If you’ve done any research on the publishing market, you know that being reader-based is essential to (traditional) publishing. If you’ve done that same research and you had an English education like mine, you might have concluded that many English teachers must not be writers—in the sense of trying to publish their writing.

Most of my English teachers gave me dead assignments, or what my thesis advisor called “orphaned texts” to write: papers that were not meant to go anywhere beyond their desk. My advisor also termed these assignments “autonomous texts”—texts that had no communicative element, no audience, and no purpose. This was in opposition to a superior type of writing situation: the rhetorical situation.

Last week I introduced my composition students to the rhetorical triangle—a way of thinking about writing that places a text in context of a specific speaker, audience, and topic. The major lesson is that if any element of the triangle changes, the text must also change.

Learning to think of writing this way—as a communicative act—has been changing my own writing dramatically. And it has tested me. First, on this blog, I have been forced to confront the self-pitying nature of so much of my past writing—and with that, the uselessness and counter-productivity of said writing. Considering my writing through the lens of a prospective audience has forced me to look in a mirror, as it were, and has helped me clear away the dross of my thoughts for current and future projects. The benefits of blogging have included even more healing for myself while looking in that “mirror,” and a push toward meeting my real goal of book publication.

Incidentally, I’ve just received my editor comments back on my memoir manuscript, which are further propelling me to write for an audience. I’m glad I had the training of eight months of blogging to prepare me to think about meeting the needs of book readers.

Trish Ryan’s assessment was great, pushing me to make some difficult changes I sensed I might need to make, but that I wasn’t emotionally ready to make earlier. I hope I am ready now. Time will tell as I enter the revision stage. Providentially, Trish told me I sent her the manuscript at just the right time to get feedback and intervention. I was glad to read that. I knew I wasn’t done with this project at first draft’s end, but I was at a point where I needed an experienced reader and writer to coach me to stretch limits for my intended audience.

Some of her best advice relating to audience was to lay out my story chronologically.
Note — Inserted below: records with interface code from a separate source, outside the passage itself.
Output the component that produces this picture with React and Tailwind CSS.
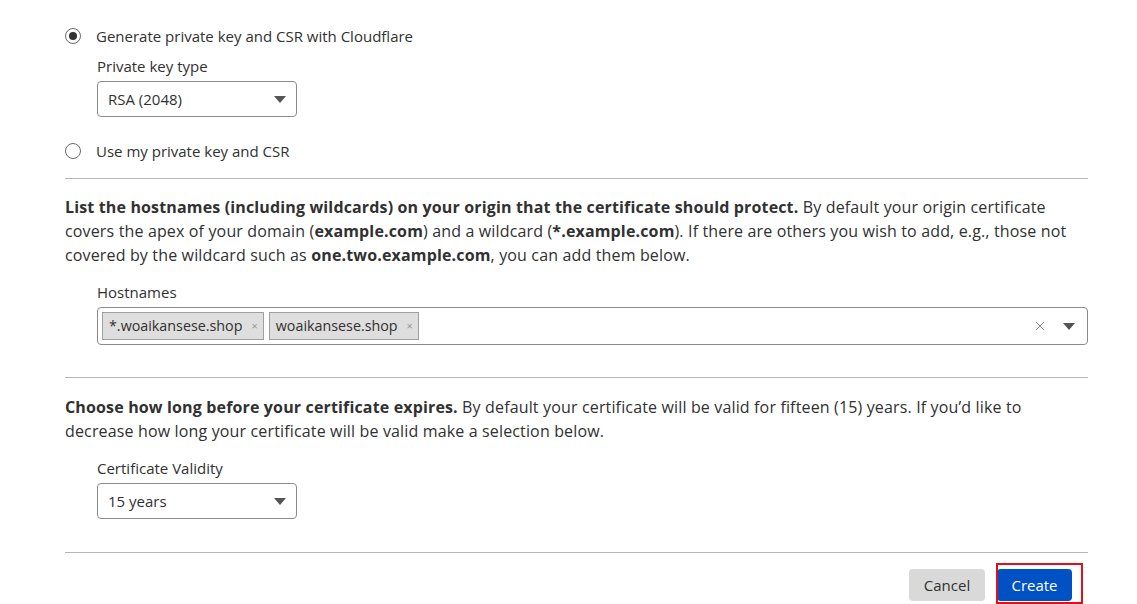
import React from 'react';

const font = { fontFamily: '"Open Sans", "Noto Sans", Arial, sans-serif' };

function Radio({ checked, label }) {
  return (
    <label className="flex items-center gap-[15px] text-[15px] leading-[20px] text-[#313131]">
      <span className="w-[16px] h-[16px] rounded-full border border-[#6b6b6b] bg-white flex items-center justify-center">
        {checked && <span className="w-[8px] h-[8px] rounded-full bg-[#313131]" />}
      </span>
      {label}
    </label>
  );
}

function Select({ value }) {
  return (
    <div className="w-[200px] h-[36px] border border-[#8a8a8a] rounded-[4px] flex items-center justify-between pl-[10px] pr-[10px] text-[15px] text-[#313131]">
      <span>{value}</span>
      <svg width="12" height="7" viewBox="0 0 12 7"><path d="M0 0h12L6 7z" fill="#555" /></svg>
    </div>
  );
}

function Tag({ text }) {
  return (
    <span className="h-[28px] flex items-center gap-[9px] bg-[#dedede] border border-[#a0a0a0] pl-[6px] pr-[5px] text-[14.3px] text-[#313131]">
      {text}
      <span className="text-[11px] text-[#999]">×</span>
    </span>
  );
}

export default function App() {
  return (
    <div style={font} className="bg-white w-[1137px] h-[604px] overflow-hidden pl-[65px] pr-[49px] pt-[26px] text-[#313131]">
      {/* Private key section */}
      <Radio checked label="Generate private key and CSR with Cloudflare" />
      <div className="pl-[32px] mt-[10px]">
        <div className="text-[15px] leading-[20px]">Private key type</div>
        <div className="mt-[5px]"><Select value="RSA (2048)" /></div>
      </div>
      <div className="mt-[24px]"><Radio label="Use my private key and CSR" /></div>

      <div className="border-t border-[#b6b6b6] mt-[17px]" />

      {/* Hostnames */}
      <p className="mt-[16px] text-[16px] leading-[24px] tracking-[0.15px]">
        <b>List the hostnames (including wildcards) on your origin that the certificate should protect.</b> By default your origin certificate covers the apex of your domain (<b>example.com</b>) and a wildcard (<b>*.example.com</b>). If there are others you wish to add, e.g., those not covered by the wildcard such as <b>one.two.example.com</b>, you can add them below.
      </p>
      <div className="pl-[32px] mt-[15px]">
        <div className="text-[15px] leading-[20px]">Hostnames</div>
        <div className="mt-[5px] h-[38px] border border-[#8a8a8a] rounded-[4px] flex items-center pl-[4px] pr-[12px] gap-[5px]">
          <Tag text="*.woaikansese.shop" />
          <Tag text="woaikansese.shop" />
          <div className="flex-1" />
          <svg width="10" height="10" viewBox="0 0 10 10" className="mr-[13px]"><path d="M1 1l8 8M9 1l-8 8" stroke="#888" strokeWidth="1" /></svg>
          <svg width="12" height="7" viewBox="0 0 12 7"><path d="M0 0h12L6 7z" fill="#555" /></svg>
        </div>
      </div>

      <div className="border-t border-[#b6b6b6] mt-[32px]" />

      {/* Validity */}
      <p className="mt-[17px] text-[16px] leading-[24px] tracking-[0.15px]">
        <b>Choose how long before your certificate expires.</b> By default your certificate will be valid for fifteen (15) years. If you’d like to decrease how long your certificate will be valid make a selection below.
      </p>
      <div className="pl-[32px] mt-[15px]">
        <div className="text-[15px] leading-[20px]">Certificate Validity</div>
        <div className="mt-[5px]"><Select value="15 years" /></div>
      </div>

      <div className="border-t border-[#b6b6b6] mt-[33px]" />

      {/* Actions */}
      <div className="flex justify-end items-center gap-[12px] pr-[16px] mt-[16px]">
        <button className="h-[32px] w-[76px] rounded-[4px] bg-[#d9d9d9] text-[15px] text-[#313131]">Cancel</button>
        <div className="relative">
          <button className="h-[32px] w-[75px] rounded-[4px] bg-[#0051c3] text-[15px] text-white">Create</button>
          <div className="absolute left-[-1px] top-[-6px] right-[-11px] bottom-[-3px] border-2 border-[#e0101a]" />
        </div>
      </div>
    </div>
  );
}
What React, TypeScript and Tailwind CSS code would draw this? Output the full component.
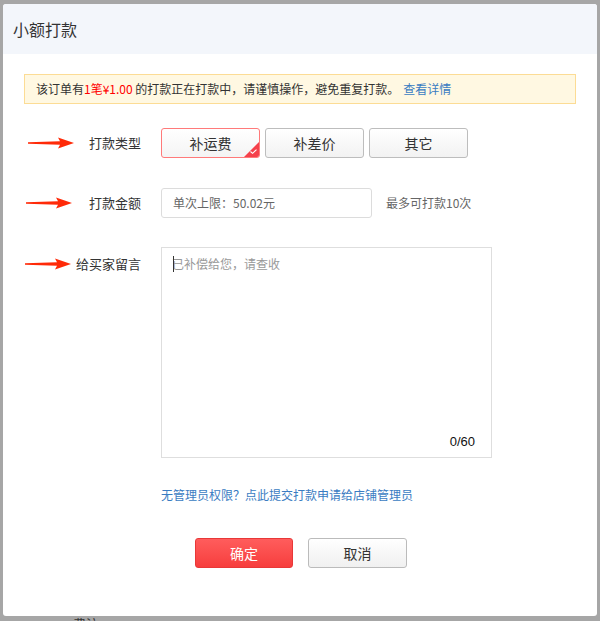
import React from "react"

const font = { fontFamily: '"Noto Sans CJK SC", "Noto Sans", sans-serif' }

function Arrow() {
  return (
    <svg width="46" height="12" viewBox="0 0 46 12" className="shrink-0">
      <polygon points="0,5.3 32,4.2 30,0.6 46,6 30,11.4 32,7.8 0,6.7" fill="#ff2a08" />
    </svg>
  )
}

function TypeButton({ label, selected }: { label: string; selected?: boolean }) {
  return (
    <button
      className={
        selected
          ? "relative h-[30px] w-[99px] overflow-hidden rounded-[3px] border border-[#ff7a7a] bg-gradient-to-b from-white to-[#f4f4f4] text-[14px] text-[#333]"
          : "relative h-[30px] w-[99px] overflow-hidden rounded-[3px] border border-[#bdbdbd] bg-gradient-to-b from-white to-[#f2f2f2] text-[14px] text-[#333]"
      }
    >
      {label}
      {selected && (
        <span className="absolute bottom-0 right-0 h-0 w-0 border-b-[15px] border-l-[15px] border-b-[#f5414b] border-l-transparent" />
      )}
      {selected && (
        <svg width="7" height="5" viewBox="0 0 7 5" className="absolute bottom-[3px] right-[2px]">
          <path d="M0.5 2.5 L2.6 4.3 L6.5 0.6" stroke="white" strokeWidth="1.1" fill="none" />
        </svg>
      )}
    </button>
  )
}

export default function App() {
  return (
    <div className="h-[621px] w-[600px] overflow-hidden bg-[#a6a6a6] px-[3px] pt-[4px]" style={font}>
      <div className="flex h-[612px] flex-col overflow-hidden rounded-[3px] bg-white">
        <div className="flex h-[50px] shrink-0 items-center bg-[#f3f6fb] pl-[10px] text-[16px] text-[#333]">
          小额打款
        </div>

        <div className="px-[21px] pt-[20px]">
          <div className="flex h-[30px] items-center border border-[#fcdc95] bg-[#fff8e2] pl-[11px] text-[12px] text-[#333]">
            该订单有<span className="text-[#f00]">1笔¥1.00</span>&nbsp;的打款正在打款中，请谨慎操作，避免重复打款。
            <span className="ml-[4px] text-[#3a7cc2]">查看详情</span>
          </div>
        </div>

        <div className="flex flex-col pl-[21px] pt-[24px]">
          <div className="flex items-center">
            <div className="flex w-[117px] items-center justify-between pl-[4px]">
              <Arrow />
              <span className="text-[13px] text-[#333]">打款类型</span>
            </div>
            <div className="ml-[20px] flex gap-[5px]">
              <TypeButton label="补运费" selected />
              <TypeButton label="补差价" />
              <TypeButton label="其它" />
            </div>
          </div>

          <div className="mt-[30px] flex items-center">
            <div className="flex w-[117px] items-center justify-between pl-[2px]">
              <Arrow />
              <span className="text-[13px] text-[#333]">打款金额</span>
            </div>
            <div className="ml-[20px] flex h-[30px] w-[211px] items-center rounded-[3px] border border-[#dcdcdc] pl-[11px] text-[12px] text-[#666]">
              单次上限：50.02元
            </div>
            <span className="ml-[14px] text-[12px] text-[#666]">最多可打款10次</span>
          </div>

          <div className="mt-[29px] flex items-start">
            <div className="mt-[7px] flex w-[117px] items-center justify-between pl-[1px]">
              <Arrow />
              <span className="text-[13px] text-[#333]">给买家留言</span>
            </div>
            <div className="relative ml-[20px] flex h-[211px] w-[331px] flex-col justify-between border border-[#dedede] px-[10px] pb-[6px] pt-[7px]">
              <div className="relative text-[12px] text-[#999]">
                <span className="absolute left-[1px] top-[1px] h-[16px] w-px bg-[#333]" />
                已补偿给您，请查收
              </div>
              <div className="self-end pr-[6px] text-[13px] text-[#111]" style={{ fontFamily: '"Liberation Sans", sans-serif' }}>
                0/60
              </div>
            </div>
          </div>

          <div className="ml-[137px] mt-[28px] text-[12px] text-[#3a7cc2]">无管理员权限？点此提交打款申请给店铺管理员</div>

          <div className="mt-[34px] flex gap-[15px] pl-[171px]">
            <button className="h-[30px] w-[98px] rounded-[3px] border border-[#e83838] bg-gradient-to-b from-[#ff5c5c] to-[#f73d3d] text-[14px] text-white">
              确定
            </button>
            <button className="h-[30px] w-[99px] rounded-[3px] border border-[#bbbbbb] bg-gradient-to-b from-white to-[#f0f0f0] text-[14px] text-[#333]">
              取消
            </button>
          </div>
        </div>
      </div>
      <div className="ml-[70px] mt-[1px] text-[13px] leading-[13px] text-[#333]">费注</div>
    </div>
  )
}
Touché, as I had tried to bury or bypass some hard emotional scenes. I needed her to tell me that the audience needs more facts of my background to understand all the feelings I divulge throughout. She also urged me to err on the side of action versus reflection to keep things moving for readers. She said setting up a more complete background to my story in the beginning would help diminish the need for so much reflection later—readers would better understand my actions with the appropriate lead-up.

With her feedback, I am better equipped to revise my book for my audience, which will mean cutting out some material that was personally revelatory but not globally relevant. Though this may be hard, having  had an audience of one see and validate those parts of my story has heartened me to the task of cutting them from the final draft. (The tougher job now will be revisiting and writing those difficult parts of my past that need to be in the book).

So the final takeaway for this post? We writers, if we want to be published, and even if we just need to heal, need various audiences to push us to self-reflect on what we’re really accomplishing with our writing—and push us to take sometimes difficult steps. In the end, I believe writing for an audience is making me both a better person and a better writer, and it can do the same for you.